From a regulatory standpoint, this competition is a double-edged sword. On one hand, it invites intense scrutiny. The U.S. Congress is already discussing stablecoin legislation that could require full backing by short-term Treasuries and regular audits. PayPal and Stripe have the balance sheets to comply. Smaller projects will be squeezed out. On the other hand, clear regulation reduces uncertainty for merchants. When the rules are clear, adoption accelerates. The question is whether these stablecoins will be subject to capital controls in authoritarian regimes. If they are, the market fragments geographically.

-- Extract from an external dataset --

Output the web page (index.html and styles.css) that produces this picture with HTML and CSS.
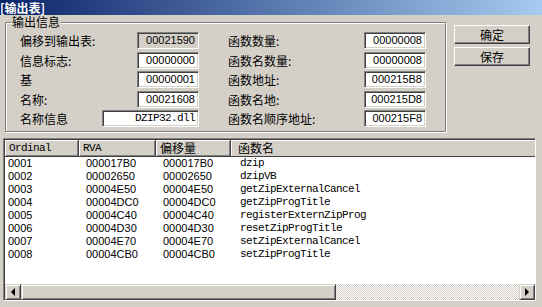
FILE: index.html
```html
<!DOCTYPE html>
<html lang="zh-CN">
<head>
    <meta charset="UTF-8">
    <title>输出表</title>
    <link rel="stylesheet" href="styles.css">
</head>
<body>
    <div class="titlebar">[输出表]</div>

    <div class="top">
        <fieldset class="group">
            <legend>输出信息</legend>
            <div class="grid">
                <span class="lbl">偏移到输出表:</span>
                <div class="field ro">00021590</div>
                <span></span>
                <span class="lbl">函数数量:</span>
                <div class="field">00000008</div>

                <span class="lbl">信息标志:</span>
                <div class="field">00000000</div>
                <span></span>
                <span class="lbl">函数名数量:</span>
                <div class="field">00000008</div>

                <span class="lbl">基</span>
                <div class="field">00000001</div>
                <span></span>
                <span class="lbl">函数地址:</span>
                <div class="field">000215B8</div>

                <span class="lbl">名称:</span>
                <div class="field">00021608</div>
                <span></span>
                <span class="lbl">函数名地:</span>
                <div class="field">000215D8</div>

                <div class="wide">
                    <span class="lbl">名称信息</span>
                    <div class="field mono">DZIP32.dll</div>
                </div>
                <span></span>
                <span class="lbl">函数名顺序地址:</span>
                <div class="field">000215F8</div>
            </div>
        </fieldset>

        <div class="buttons">
            <button class="btn">确定</button>
            <button class="btn">保存</button>
        </div>
    </div>

    <div class="list">
        <div class="head">
            <div class="hcell c1 mono">Ordinal</div>
            <div class="hcell c2 mono">RVA</div>
            <div class="hcell c3">偏移量</div>
            <div class="hcell c4">函数名</div>
        </div>
        <div class="rows">
            <div class="row"><span class="c1">0001</span><span class="c2">000017B0</span><span class="c3">000017B0</span><span class="c4 mono">dzip</span></div>
            <div class="row"><span class="c1">0002</span><span class="c2">00002650</span><span class="c3">00002650</span><span class="c4 mono">dzipVB</span></div>
            <div class="row"><span class="c1">0003</span><span class="c2">00004E50</span><span class="c3">00004E50</span><span class="c4 mono">getZipExternalCancel</span></div>
            <div class="row"><span class="c1">0004</span><span class="c2">00004DC0</span><span class="c3">00004DC0</span><span class="c4 mono">getZipProgTitle</span></div>
            <div class="row"><span class="c1">0005</span><span class="c2">00004C40</span><span class="c3">00004C40</span><span class="c4 mono">registerExternZipProg</span></div>
            <div class="row"><span class="c1">0006</span><span class="c2">00004D30</span><span class="c3">00004D30</span><span class="c4 mono">resetZipProgTitle</span></div>
            <div class="row"><span class="c1">0007</span><span class="c2">00004E70</span><span class="c3">00004E70</span><span class="c4 mono">setZipExternalCancel</span></div>
            <div class="row"><span class="c1">0008</span><span class="c2">00004CB0</span><span class="c3">00004CB0</span><span class="c4 mono">setZipProgTitle</span></div>
        </div>
        <div class="hscroll">
            <div class="sbtn"><span class="arrow-left"></span></div>
            <div class="thumb"></div>
            <div class="track"></div>
            <div class="sbtn"><span class="arrow-right"></span></div>
        </div>
    </div>
</body>
</html>
```

FILE: styles.css
```css
* {
    box-sizing: border-box;
    margin: 0;
    padding: 0;
}
body {
    width: 542px;
    height: 307px;
    overflow: hidden;
    background-color: #d4d0c8;
    font-family: "Noto Sans CJK SC", "Liberation Sans", sans-serif;
    font-size: 12px;
    color: #000;
}

.titlebar {
    height: 15px;
    line-height: 15px;
    font-weight: bold;
    color: #fff;
    background: linear-gradient(to right, #0a246a, #a6caf0);
    white-space: nowrap;
    overflow: hidden;
}

.top {
    display: flex;
    align-items: flex-start;
}
.group {
    width: 441px;
    height: 116px;
    margin: 1px 0 0 5px;
    border: 1px solid #808080;
    box-shadow: inset 1px 1px 0 #fff, 1px 1px 0 #fff;
    padding: 0;
}
.group legend {
    margin-left: 5px;
    padding: 0 1px;
    line-height: 12px;
    background-color: #d4d0c8;
}
.grid {
    display: grid;
    grid-template-columns: 117px 62px 29px 136px 62px;
    grid-auto-rows: 17px;
    row-gap: 2.5px;
    margin: 4px 0 0 14px;
}
.lbl {
    line-height: 17px;
    white-space: nowrap;
}
.wide {
    grid-column: 1 / 3;
    display: flex;
    justify-content: space-between;
}
.wide .field {
    width: 97px;
}
.field {
    height: 17px;
    line-height: 15px;
    background-color: #fff;
    border: 1px solid;
    border-color: #808080 #fff #fff #808080;
    box-shadow: inset 1px 1px 0 #404040, inset -1px -1px 0 #d4d0c8;
    text-align: right;
    padding-right: 3px;
    font-family: "Liberation Sans", sans-serif;
    font-size: 11px;
}
.field.ro {
    background-color: #d4d0c8;
}
.mono {
    font-family: "Liberation Mono", monospace;
    font-size: 11px;
    letter-spacing: -0.6px;
}

.buttons {
    display: flex;
    flex-direction: column;
    gap: 3px;
    margin: 10px 0 0 8px;
}
.btn {
    width: 76px;
    height: 19px;
    background-color: #d4d0c8;
    border: 1px solid;
    border-color: #fff #404040 #404040 #fff;
    box-shadow: inset -1px -1px 0 #808080;
    font-family: "Noto Sans CJK SC", sans-serif;
    font-size: 12px;
    line-height: 15px;
}

.list {
    width: 533px;
    height: 163px;
    margin: 6px 0 0 3px;
    border: 1px solid;
    border-color: #808080 #fff #fff #808080;
    display: flex;
    flex-direction: column;
    background-color: #fff;
    box-shadow: inset 1px 1px 0 #404040;
    padding: 1px 0 0 1px;
}
.head {
    display: flex;
    height: 17px;
    background-color: #d4d0c8;
}
.hcell {
    height: 17px;
    line-height: 16px;
    padding-left: 4px;
    border-right: 1px solid #404040;
    border-bottom: 1px solid #404040;
    box-shadow: inset 1px 1px 0 #fff, inset -1px -1px 0 #808080;
    white-space: nowrap;
}
.hcell.c1 { width: 74px; }
.hcell.c2 { width: 77px; }
.hcell.c3 { width: 75px; }
.hcell.c4 {
    flex: 1;
    padding-left: 7px;
    border-right: none;
    box-shadow: inset 1px 1px 0 #fff;
}

.rows {
    flex: 1;
}
.row {
    display: flex;
    height: 13px;
    line-height: 13px;
    font-family: "Liberation Sans", sans-serif;
    font-size: 11px;
    white-space: nowrap;
}
.row .c1 { width: 77px; padding-left: 3px; }
.row .c2 { width: 77px; padding-left: 4px; }
.row .c3 { width: 77px; padding-left: 4px; }
.row .c4 { padding-left: 4px; }

.hscroll {
    display: flex;
    height: 16px;
    background-color: #d4d0c8;
}
.sbtn {
    width: 16px;
    height: 16px;
    background-color: #d4d0c8;
    border: 1px solid;
    border-color: #d4d0c8 #404040 #404040 #d4d0c8;
    box-shadow: inset 1px 1px 0 #fff, inset -1px -1px 0 #808080;
    display: flex;
    align-items: center;
    justify-content: center;
}
.arrow-left {
    border-top: 4px solid transparent;
    border-bottom: 4px solid transparent;
    border-right: 4px solid #000;
}
.arrow-right {
    border-top: 4px solid transparent;
    border-bottom: 4px solid transparent;
    border-left: 4px solid #000;
}
.thumb {
    width: 315px;
    height: 16px;
    border: 1px solid;
    border-color: #d4d0c8 #404040 #404040 #d4d0c8;
    box-shadow: inset 1px 1px 0 #fff, inset -1px -1px 0 #808080;
}
.track {
    flex: 1;
    background: repeating-conic-gradient(#fff 0 25%, #d4d0c8 0 50%) 0 0 / 2px 2px;
}
```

Let me ground this in my own experience. In 2020, during the DeFi Summer, I led a volunteer audit for a protocol that almost lost millions to a reentrancy attack. That experience taught me that security is not just code—it’s governance. The same applies here. PayPal and Stripe have strong technical teams, but their governance is centralized. A single CEO decision or a regulatory order could freeze billions in PYUSD. The industry must build fallback mechanisms. For example, if a stablecoin issuer is ordered to freeze assets, users should be able to convert to a decentralized alternative like DAI through smart contracts that bypass centralized control.

Education is the antidote to exploitation. That is why I founded my platform. Too many retail users think stablecoins are “safe” because they are pegged to the dollar. They don’t understand reserve audits, custody risks, and the importance of decentralization. As an educator, I see my role is to explain these nuances without fear-mongering. The PayPal-Stripe rivalry is good for crypto because it proves that blockchain is not just a toy. It is a serious infrastructure for global value transfer. But we must remain vigilant.

Finally, the takeaway. This competition is not about who wins the wallet war. It is about who controls the settlement layer for the next trillion dollars of commerce. The underlying blockchains—Ethereum, Solana, Polygon—are the real winners. Their tokens will benefit from the increased usage. But the bigger lesson is that the crypto industry must mature beyond the “us vs. them” mentality. We need to embrace institutional partners while preserving the core values of transparency and user sovereignty.

Hold through the noise, build through the silence. The noise today is about price action and NFT floor prices. The silence is in the codebases of Stripe’s API and PayPal’s reserve management. That is where the future is being built.